• _What needs to be done_
Pick every line from the data that holds the word "React".

• _Source data_
--

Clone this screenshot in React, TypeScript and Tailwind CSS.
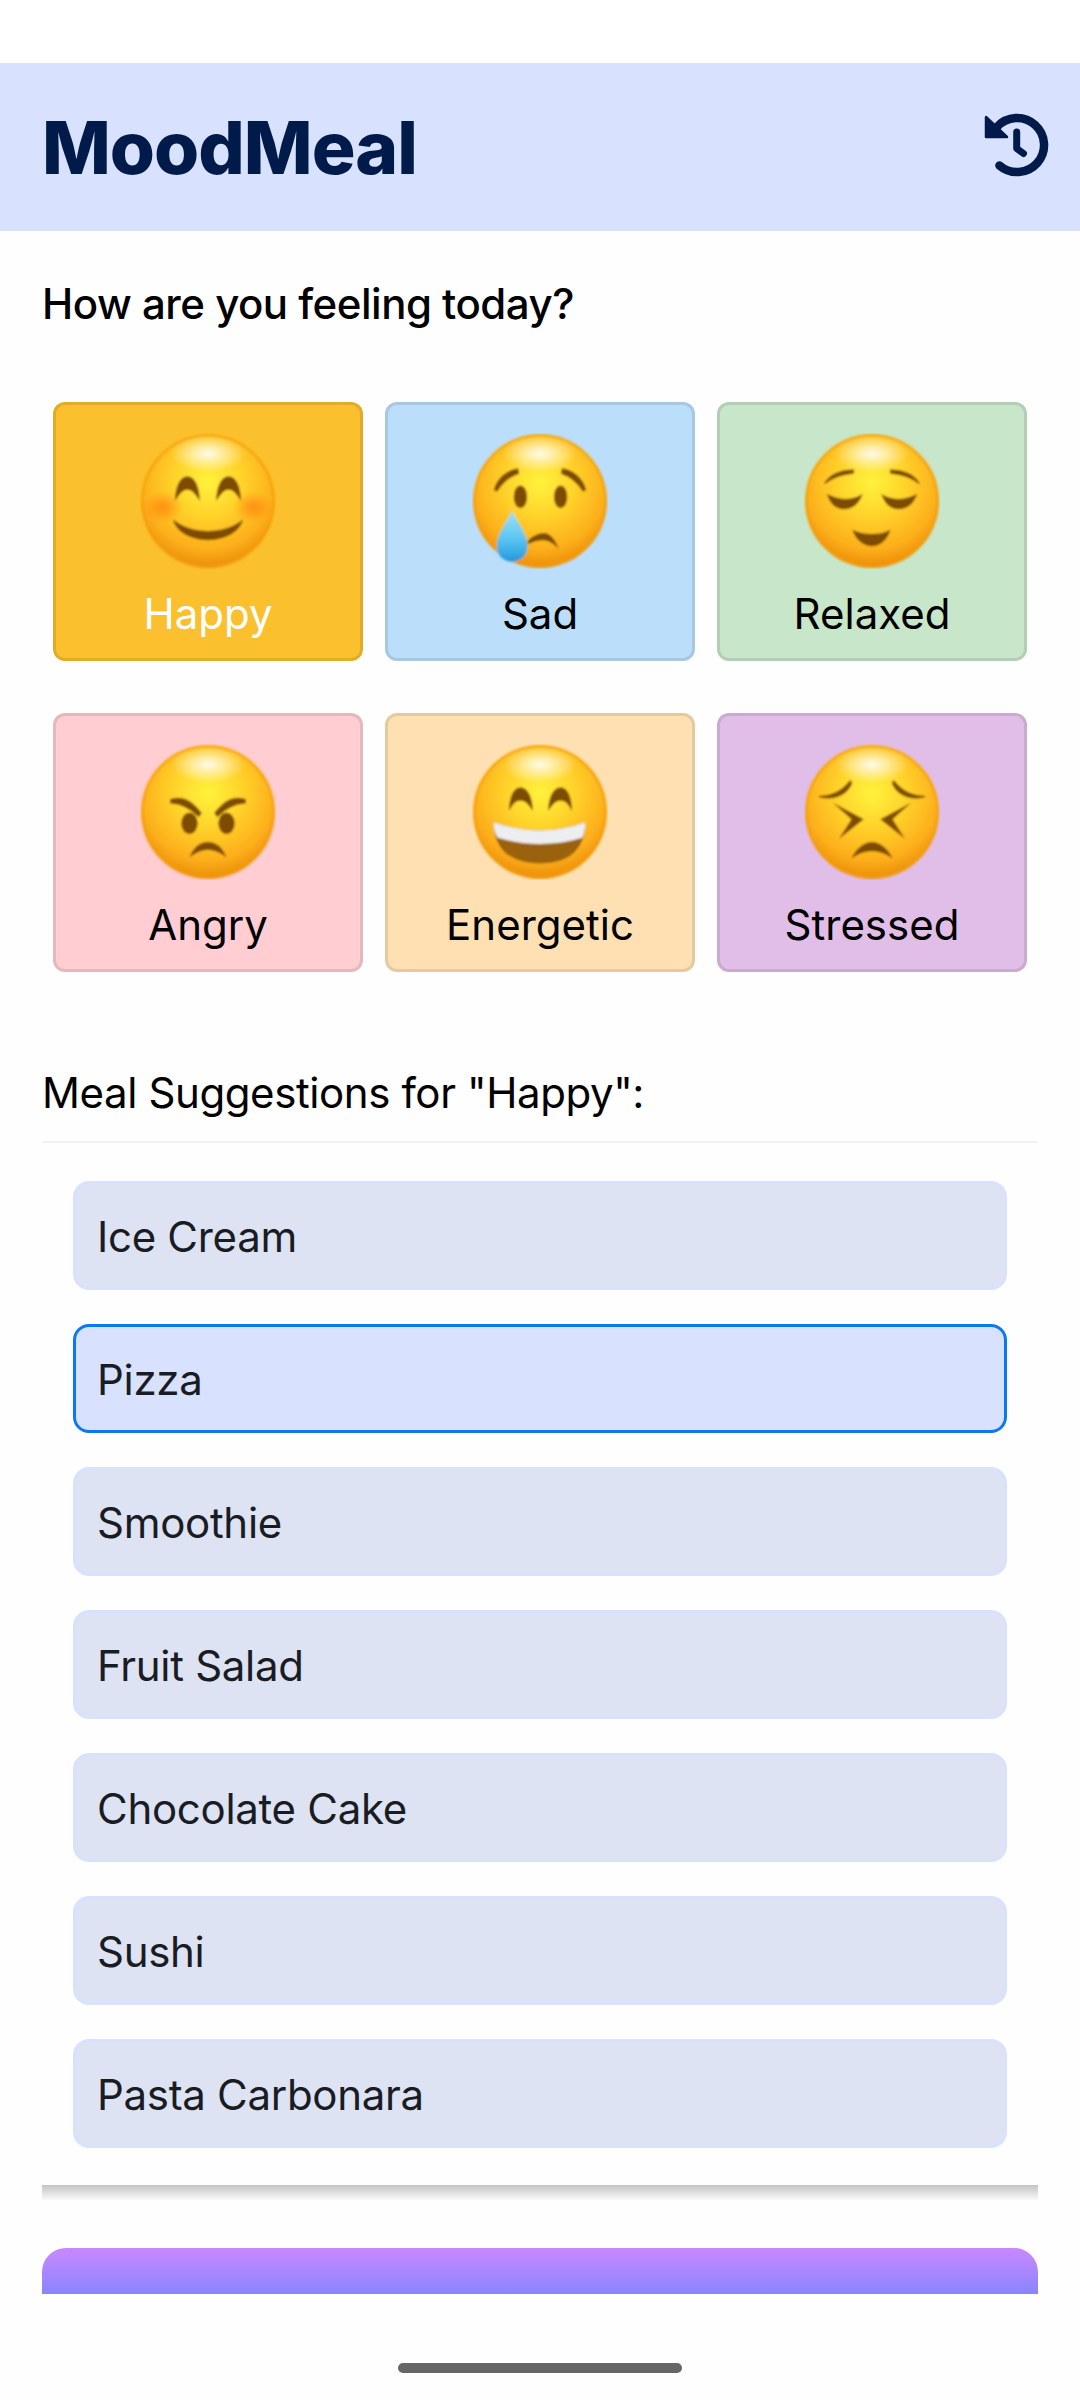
const INTER = "font-['Inter','Noto_Sans',sans-serif]";

function Defs() {
  return (
    <svg width="0" height="0" className="absolute">
      <defs>
        <radialGradient id="face" cx="50%" cy="36%" r="66%">
          <stop offset="0" stopColor="#fff23c" />
          <stop offset="0.35" stopColor="#ffd62c" />
          <stop offset="0.75" stopColor="#fdb01c" />
          <stop offset="1" stopColor="#e88804" />
        </radialGradient>
        <radialGradient id="shine">
          <stop offset="0" stopColor="#fff" stopOpacity="0.9" />
          <stop offset="0.5" stopColor="#fff" stopOpacity="0.45" />
          <stop offset="1" stopColor="#fff" stopOpacity="0" />
        </radialGradient>
        <radialGradient id="blush">
          <stop offset="0" stopColor="#ff8810" stopOpacity="0.85" />
          <stop offset="1" stopColor="#ff8810" stopOpacity="0" />
        </radialGradient>
        <linearGradient id="tear" x1="0" y1="0" x2="0" y2="1">
          <stop offset="0" stopColor="#9fe3f7" />
          <stop offset="0.55" stopColor="#5cc6f2" />
          <stop offset="1" stopColor="#2297dd" />
        </linearGradient>
        <filter id="soft" x="-5%" y="-5%" width="110%" height="110%">
          <feGaussianBlur stdDeviation="0.8" />
        </filter>
      </defs>
    </svg>
  );
}

const INK = "#7f4c06";

function Face({ children }: { children?: React.ReactNode }) {
  return (
    <svg viewBox="0 0 132 132" className="w-[136px] h-[136px]">
      <g filter="url(#soft)">
        <circle cx="66" cy="66" r="65" fill="url(#face)" />
        <ellipse cx="66" cy="20" rx="36" ry="18" fill="url(#shine)" />
        <circle cx="66" cy="66" r="63.5" fill="none" stroke="#f59e0c" strokeWidth="2.5" strokeOpacity="0.7" />
        {children}
      </g>
    </svg>
  );
}

function Emoji({ kind }: { kind: string }) {
  if (kind === "happy")
    return (
      <Face>
        <ellipse cx="22" cy="72" rx="20" ry="15" fill="url(#blush)" />
        <ellipse cx="110" cy="72" rx="20" ry="15" fill="url(#blush)" />
        <path d="M34 66c0-16 6-24 12-24s12 8 12 24c-5-8-8-11-12-11s-7 3-12 11z" fill={INK} />
        <path d="M74 66c0-16 6-24 12-24s12 8 12 24c-5-8-8-11-12-11s-7 3-12 11z" fill={INK} />
        <path d="M32 84c10 8 22 11 34 11s24-3 34-11c-3 12-17 20-34 20s-31-8-34-20z" fill={INK} />
      </Face>
    );
  if (kind === "sad")
    return (
      <Face>
        <path d="M22 55c3-11 12-18 22-20l1 4c-9 3-15 8-21 17z" fill={INK} stroke={INK} strokeWidth="1.5" strokeLinejoin="round" />
        <path d="M110 55c-3-11-12-18-22-20l-1 4c9 3 15 8 21 17z" fill={INK} stroke={INK} strokeWidth="1.5" strokeLinejoin="round" />
        <ellipse cx="47" cy="62" rx="6.5" ry="11" fill={INK} />
        <ellipse cx="86" cy="62" rx="6.5" ry="11" fill={INK} />
        <path d="M54 105c4-5 11-8 16-8s11 6 14 15c-5-5-10-8-15-8s-9 1-15 4z" fill={INK} />
        <path d="M39 75c3 9 15 22 15 35 0 9-7 15-15 15s-15-6-15-15c0-13 12-26 15-35z" fill="url(#tear)" />
      </Face>
    );
  if (kind === "relaxed")
    return (
      <Face>
        <path d="M20 49c5-8 15-13 28-13v3c-11 1-20 4-28 10z" fill={INK} stroke={INK} strokeWidth="1" />
        <path d="M112 49c-5-8-15-13-28-13v3c11 1 20 4 28 10z" fill={INK} stroke={INK} strokeWidth="1" />
        <path d="M22 59c8 4 13 5 18 5s11-1 17-5c-3 9-9 15-18 15s-14-6-17-15z" fill={INK} />
        <path d="M75 59c6 4 12 5 17 5s10-1 18-5c-3 9-9 15-18 15s-14-6-17-15z" fill={INK} />
        <path d="M47 94c6 3 12 4 19 4s12-1 18-4c-3 10-10 16-18 16s-16-6-19-16z" fill={INK} />
      </Face>
    );
  if (kind === "angry")
    return (
      <Face>
        <path d="M30 54c11-3 19 0 29 13l-2 3C49 62 41 58 30 57z" fill={INK} stroke={INK} strokeWidth="1.5" strokeLinejoin="round" />
        <path d="M102 54c-11-3-19 0-29 13l2 3c8-8 16-12 27-13z" fill={INK} stroke={INK} strokeWidth="1.5" strokeLinejoin="round" />
        <ellipse cx="48" cy="77" rx="8" ry="10.5" fill={INK} />
        <ellipse cx="84" cy="77" rx="8" ry="10.5" fill={INK} />
        <path d="M48 110c4-10 10-15 18-15s14 5 18 15c-7-5-12-7-18-7s-11 2-18 7z" fill={INK} />
      </Face>
    );
  if (kind === "energetic")
    return (
      <Face>
        <path d="M36 65c0-15 5-23 11-23s12 8 12 23c-5-8-8-10-12-10s-7 2-11 10z" fill={INK} />
        <path d="M74 65c0-15 6-23 12-23s11 8 11 23c-4-8-7-10-11-10s-7 2-12 10z" fill={INK} />
        <path d="M21 76c14 5 30 8 45 8s31-3 44-8c0 30-20 40-44 40s-45-10-45-40z" fill="#9b620a" />
        <path d="M21 76c14 5 30 8 45 8s31-3 44-8c0 6-1 11-3 15-13 4-27 6-41 6s-28-2-41-6c-3-4-4-9-4-15z" fill="#eceef0" />
      </Face>
    );
  return (
    <Face>
      <path d="M15 51c13 0 23-6 30-15l1 2c-4 10-16 17-31 13z" fill={INK} stroke={INK} strokeWidth="1.5" strokeLinejoin="round" />
      <path d="M117 51c-13 0-23-6-30-15l-1 2c4 10 16 17 31 13z" fill={INK} stroke={INK} strokeWidth="1.5" strokeLinejoin="round" />
      <path d="M28 57L58 73L34 92L46 73z" fill={INK} />
      <path d="M104 57L74 73L98 92L86 73z" fill={INK} />
      <path d="M46 111c5-10 12-16 20-16s15 6 20 16c-7-5-13-7-20-7s-13 2-20 7z" fill={INK} />
    </Face>
  );
}

const moods = [
  { name: "Happy", kind: "happy", bg: "bg-[#fbc02d]", text: "text-white" },
  { name: "Sad", kind: "sad", bg: "bg-[#bbdefb]", text: "text-black" },
  { name: "Relaxed", kind: "relaxed", bg: "bg-[#c8e6c9]", text: "text-black" },
  { name: "Angry", kind: "angry", bg: "bg-[#ffcdd2]", text: "text-black" },
  { name: "Energetic", kind: "energetic", bg: "bg-[#ffe0b2]", text: "text-black" },
  { name: "Stressed", kind: "stressed", bg: "bg-[#e1bee7]", text: "text-black" },
];

const meals = ["Ice Cream", "Pizza", "Smoothie", "Fruit Salad", "Chocolate Cake", "Sushi", "Pasta Carbonara"];

export default function App() {
  return (
    <div className={`w-[1080px] h-[2400px] bg-[#fefefe] relative overflow-hidden flex flex-col ${INTER}`}>
      <Defs />
      <div className="h-[63px] bg-white" />
      <header className="h-[168px] bg-[#d8e2ff] flex items-center justify-between pl-[42px] pr-[27px]">
        <h1 className="text-[73px] leading-none font-extrabold tracking-[-1px] text-[#001a4a]">MoodMeal</h1>
        <svg viewBox="0 0 70 70" className="w-[70px] h-[70px] mb-[4px]" fill="none" stroke="#001a4a">
          <path d="M16.4 55.5A27 27 0 1 0 14 17" strokeWidth="8.5" strokeLinecap="round" />
          <path d="M3 7V27H24z" fill="#001a4a" strokeWidth="2.5" strokeLinejoin="round" />
          <path d="M33.7 22V38.5L40.5 43.5" strokeWidth="7" strokeLinecap="round" strokeLinejoin="round" />
        </svg>
      </header>
      <h2 className="mt-[45px] ml-[42px] text-[42px] leading-[56px] font-medium tracking-[-0.5px] text-black">How are you feeling today?</h2>
      <div className="mt-[70px] ml-[53px] grid grid-cols-[310px_310px_310px] gap-x-[22px] gap-y-[52px]">
        {moods.map((m) => (
          <div key={m.name} className={`h-[259px] rounded-[12px] border-[3px] border-black/10 flex flex-col items-center pt-[28px] ${m.bg}`}>
            <Emoji kind={m.kind} />
            <span className={`mt-[19px] text-[42px] leading-[52px] ${m.text}`}>{m.name}</span>
          </div>
        ))}
      </div>
      <h3 className="mt-[93px] ml-[42px] text-[42px] leading-[56px] tracking-[-0.4px] text-black">Meal Suggestions for "Happy":</h3>
      <div className="mx-[42px] mt-[20px] h-[2px] bg-[#f2f2f2]" />
      <ul className="mt-[38px] ml-[73px] w-[934px] flex flex-col gap-[34px]">
        {meals.map((m) => (
          <li
            key={m}
            className={
              m === "Pizza"
                ? "h-[109px] rounded-[16px] border-[3px] border-[#0a78f5] bg-[#d8e2ff] flex items-center pl-[21px] pt-[2px] text-[42px] text-[#1a1c24] tracking-[-0.3px]"
                : "h-[109px] rounded-[16px] border-[3px] border-[#d8e2ff] bg-[#dde3f3] flex items-center pl-[21px] pt-[2px] text-[42px] text-[#1a1c24] tracking-[-0.3px]"
            }
          >
            {m}
          </li>
        ))}
      </ul>
      <div className="mx-[42px] mt-[37px] h-[16px] bg-gradient-to-b from-[#c4c4c4] to-[#fefefe]" />
      <div className="mx-[42px] mt-[47px] h-[46px] rounded-t-[24px] bg-gradient-to-b from-[#c988ff] to-[#8884ff]" />
      <div className="mx-auto mt-[69px] w-[284px] h-[10px] rounded-full bg-[#666666]" />
    </div>
  );
}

--

• _Complete output_
Clone this screenshot in React, TypeScript and Tailwind CSS.
function Face({ children }: { children?: React.ReactNode }) {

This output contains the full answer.